[原子力産業新聞] 2000年6月29日 第2044号 <3面>

[国連科学委員会] チェルノブイリ事故の影響で報告書

長期健康影響見出せず、甲状腺がんの増加は認める

 国連放射線影響科学委員会(UNSCEAR)は7日、「甲状腺がん患者の増加を別にすれば、チェルノブイリ事故による放射線の長期的な健康影響を裏付ける科学的な証拠はない」と断言する報告書を公表した。

 この見解は同委員会が国連総会に毎年提出している世界の放射線源と健康影響に関する報告書の今年の特別付属書の一つとして述べられている。同事故の国連機関による科学評価としては、約5年前にWHOがまとめた報告書に次ぐもの。

UNSCEARの結論は、チェルノブイリ事故の放射線影響について一般の人々の多くが抱いている認識、例えば「今後数十年間の間に数万人ががんで死ぬ」などとは際立ったコントラストを示している。すなわち、事故後14年が経過したが、ウクライナその他の地域で被曝した大多数の人々が長期的に深刻な健康影響を被るという明確な証拠はないとするものだ。

 同委員会は科学的な評価を実施した結果、同事故で被曝した子供たちのうち約1,800人が甲状腺がんに罹っており、今後も増加する恐れがあることを認める一方、「それ以外の全般的ながんや死亡率の増加が事故による被曝と直接結びつくような科学的な根拠は何もなかった」と明言。潜伏期間の短い白血病のリスクに関しては、「現場の復旧作業者の中でさえ増加は見られなかった」と明言している。また、被曝線量が最も高いレベルの人々についてはこのリスクの増大が懸念されるとしたものの、大人数の人々がチェルノブイリ事故による放射線で深刻な健康影響を受けるとは考えにくいとの判断を示した。

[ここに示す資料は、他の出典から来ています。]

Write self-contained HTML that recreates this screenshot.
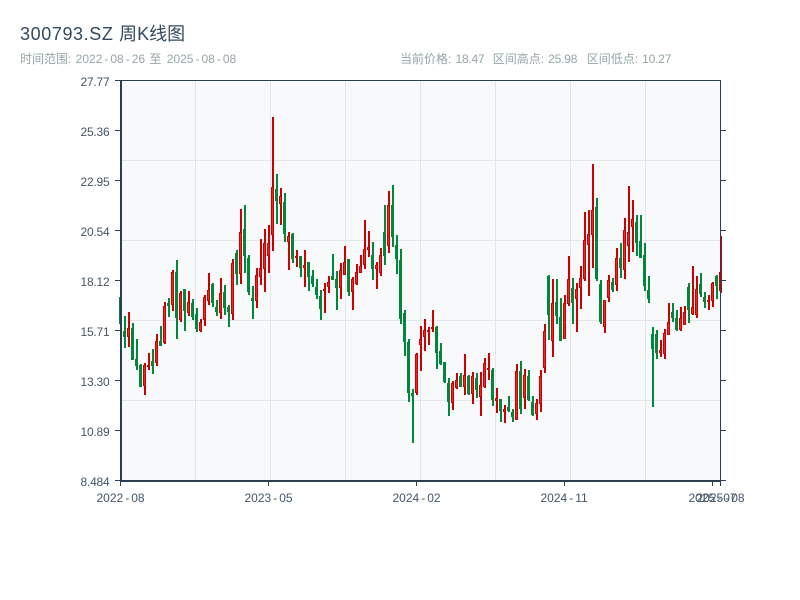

 同委員会はさらに、その他の疫学調査や基礎的な放射線研究の結果から放射線被曝によるがんの発生リスクを評価しているが、主な情報源は広島と長崎で被爆した人達の寿命調査。同委はこのグループで、がんもしくは白血病で亡くなった7,500人のうち約5%は放射線の影響によるものだとしている。

 また、すべての年齢層および性別で見た場合、1,000ミリシーベルト(mSv)を急激に浴びた後がんに罹って死亡する生涯リスクは男性で約9%、女性で約13%となっている。なお同委は、自然放射能による世界の一人当たりの年間平均被曝線量は2.4mSvである事実に言及した。

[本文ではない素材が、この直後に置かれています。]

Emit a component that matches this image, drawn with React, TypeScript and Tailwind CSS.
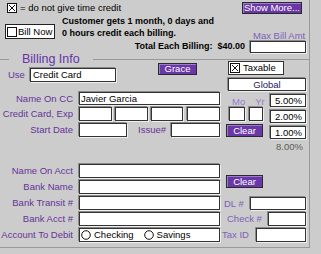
import type { ReactNode } from 'react';

function XBox({ checked = true }: { checked?: boolean }) {
  return (
    <svg width="10" height="10" viewBox="0 0 10 10" className="shrink-0">
      <rect x="0.5" y="0.5" width="9" height="9" fill="white" stroke="#111" />
      {checked && <path d="M2 2L8 8M8 2L2 8" stroke="#111" strokeWidth="1" />}
    </svg>
  );
}

function Radio() {
  return (
    <svg width="10" height="10" viewBox="0 0 10 10" className="shrink-0">
      <circle cx="5" cy="5" r="4.3" fill="white" stroke="#111" strokeWidth="1" />
    </svg>
  );
}

// white inset field
function Box({ className = '', children }: { className?: string; children?: ReactNode }) {
  return (
    <div
      className={`flex shrink-0 items-center overflow-hidden whitespace-nowrap border border-[#333] bg-white shadow-[-1px_-1px_0_#8a8a8a,1px_1px_0_#eeeeee] ${className}`}
    >
      {children}
    </div>
  );
}

function Btn({ className = '', children }: { className?: string; children: ReactNode }) {
  return (
    <div
      className={`flex shrink-0 items-center justify-center border border-[#2a2a2a] bg-[#6a36a8] text-white shadow-[inset_1px_1px_0_#9a7ccc] ${className}`}
    >
      {children}
    </div>
  );
}

function Row({ label, children, className = '' }: { label: string; children: ReactNode; className?: string }) {
  return (
    <div className={`flex h-[14px] items-center ${className}`}>
      <span className="w-[73px] shrink-0 whitespace-nowrap text-right text-[#663399]">{label}</span>
      <div className="ml-[6px] flex h-full items-center">{children}</div>
    </div>
  );
}

export default function App() {
  return (
    <div className="h-[254px] w-[321px] overflow-hidden bg-[#cccccc] font-['Liberation_Sans',Arial,sans-serif] text-[9.5px] leading-[12px] text-black">
      <div className="h-[248px] w-[310px] border-r border-b border-[#999]">
        {/* Top */}
        <div className="h-[52px]">
          <div className="flex h-[15px] items-start justify-between">
            <div className="ml-[7px] mt-[2px] flex h-[12px] items-center">
              <XBox />
              <span className="ml-[3px] whitespace-nowrap">= do not give time credit</span>
            </div>
            <Btn className="mr-[7px] mt-[2px] h-[12px] w-[60px]">Show More...</Btn>
          </div>
          <div className="flex">
            <div className="w-[248px]">
              <div className="flex">
                <div className="ml-[5px] mt-[9px] flex h-[15px] w-[50px] items-center border border-[#222] bg-white pl-[1px]">
                  <XBox checked={false} />
                  <span className="ml-[1px] whitespace-nowrap">Bill Now</span>
                </div>
                <div className="ml-[7px] whitespace-nowrap text-[9px] font-bold leading-[12px]">
                  Customer gets 1 month, 0 days and
                  <br />0 hours credit each billing.
                </div>
              </div>
              <div className="mt-[1px] whitespace-nowrap pr-[3px] text-right text-[9px] font-bold leading-[12px]">
                Total Each Billing:&nbsp; $40.00
              </div>
            </div>
            <div className="w-[61px]">
              <div className="ml-[5px] mt-[15px] whitespace-nowrap leading-[11px] text-[#8060b8]">Max Bill Amt</div>
              <Box className="ml-[2px] h-[12px] w-[56px]" />
            </div>
          </div>
        </div>

        {/* Billing Info header */}
        <div className="flex h-[14px] items-center">
          <div className="w-[9px] border-t border-[#999]" />
          <span className="mx-[13px] whitespace-nowrap text-[12.5px] leading-[14px] text-[#6633aa]">Billing Info</span>
          <div className="flex-1 border-t border-[#999]" />
        </div>

        <div className="-mt-[5px] flex">
          {/* Left column */}
          <div className="w-[222px]">
            <div className="flex h-[21px] items-start">
              <div className="mt-[7px] flex h-[14px] items-center">
                <span className="ml-[8px] w-[22px] text-[#663399]">Use</span>
                <Box className="h-[14px] w-[86px] pl-[2px]">Credit Card</Box>
              </div>
              <Btn className="ml-[42px] mt-[2px] h-[12px] w-[39px]">Grace</Btn>
            </div>

            <Row label="Name On CC" className="mt-[10px] !h-[13px]">
              <Box className="h-[13px] w-[141px] pl-[1px]">Javier Garcia</Box>
            </Row>
            <Row label="Credit Card, Exp" className="mt-[2px]">
              <Box className="h-[14px] w-[33px]" />
              <Box className="ml-[3px] h-[14px] w-[33px]" />
              <Box className="ml-[3px] h-[14px] w-[32px]" />
              <Box className="ml-[4px] h-[14px] w-[33px]" />
            </Row>
            <Row label="Start Date" className="mt-[2px]">
              <Box className="h-[14px] w-[48px]" />
              <span className="ml-[11px] w-[33px] text-[#663399]">Issue#</span>
              <Box className="h-[14px] w-[49px]" />
            </Row>

            <Row label="Name On Acct" className="mt-[27px]">
              <Box className="h-[14px] w-[141px]" />
            </Row>
            <Row label="Bank Name" className="mt-[2px]">
              <Box className="h-[14px] w-[141px]" />
            </Row>
            <Row label="Bank Transit #" className="mt-[2px]">
              <Box className="h-[14px] w-[141px]" />
            </Row>
            <Row label="Bank Acct #" className="mt-[2px]">
              <Box className="h-[14px] w-[141px]" />
            </Row>
            <Row label="Account To Debit" className="mt-[2px]">
              <Box className="h-[14px] w-[141px] pl-[1px]">
                <Radio />
                <span className="ml-[3px]">Checking</span>
                <span className="ml-[10px] flex items-center">
                  <Radio />
                  <span className="ml-[3px]">Savings</span>
                </span>
              </Box>
            </Row>
          </div>

          {/* Right column */}
          <div className="w-[87px]">
            <div className="ml-[6px] flex h-[14px] w-[56px] items-center border border-[#333] bg-white pl-[1px]">
              <XBox />
              <span className="ml-[3px]">Taxable</span>
            </div>
            <Box className="ml-[6px] mt-[3px] h-[13px] w-[78px] justify-center text-[#1c1c5a]">Global</Box>

            <div className="mt-[3px] flex h-[59px]">
              <div className="w-[48px]">
                <div className="flex h-[13px] pt-[2px] leading-[11px] text-[#9a7acc]">
                  <span className="ml-[10px]">Mo</span>
                  <span className="ml-[10px]">Yr</span>
                </div>
                <div className="flex h-[14px]">
                  <Box className="ml-[7px] h-[14px] w-[16px]" />
                  <Box className="ml-[4px] h-[14px] w-[14px]" />
                </div>
                <Btn className="ml-[4px] mt-[3px] h-[13px] w-[37px]">Clear</Btn>
              </div>
              <div className="w-[36px]">
                <Box className="h-[13px] w-[36px] justify-end pr-[3px]">5.00%</Box>
                <Box className="mt-[3px] h-[13px] w-[36px] justify-end pr-[3px]">2.00%</Box>
                <Box className="mt-[3px] h-[13px] w-[36px] justify-end pr-[3px]">1.00%</Box>
                <div className="mt-[2px] pr-[3px] text-right leading-[11px] text-[#5c5c5c]">8.00%</div>
              </div>
            </div>

            <Btn className="ml-[4px] mt-[22px] h-[13px] w-[37px]">Clear</Btn>

            <div className="mt-[9px] flex h-[13px] items-center">
              <span className="ml-[2px] w-[26px] text-[#8060b8]">DL #</span>
              <Box className="h-[13px] w-[56px]" />
            </div>
            <div className="mt-[2px] flex h-[14px] items-center">
              <span className="ml-[5px] w-[41px] text-[#8060b8]">Check #</span>
              <Box className="h-[14px] w-[38px]" />
            </div>
            <div className="mt-[2px] flex h-[14px] items-center">
              <span className="w-[34px] text-[#8060b8]">Tax ID</span>
              <Box className="h-[14px] w-[50px]" />
            </div>
          </div>
        </div>
      </div>
    </div>
  );
}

 このように比較していけば、UNSCEARの報告書は、世界中の人々が年間に受ける放射線の中で最も顕著なものは自然界からの放射線(2.4mSv)であることを重ねて強調。二番目が医療行為による被曝(0.4mSv)であり、大気圏内の核実験(0.005mSv)やチェルノブイリ事故の余波(0.002mSv)、通常の原子力発電所による被曝(0.002mSv)が全体に占める割合など微々たるものだと訴えている。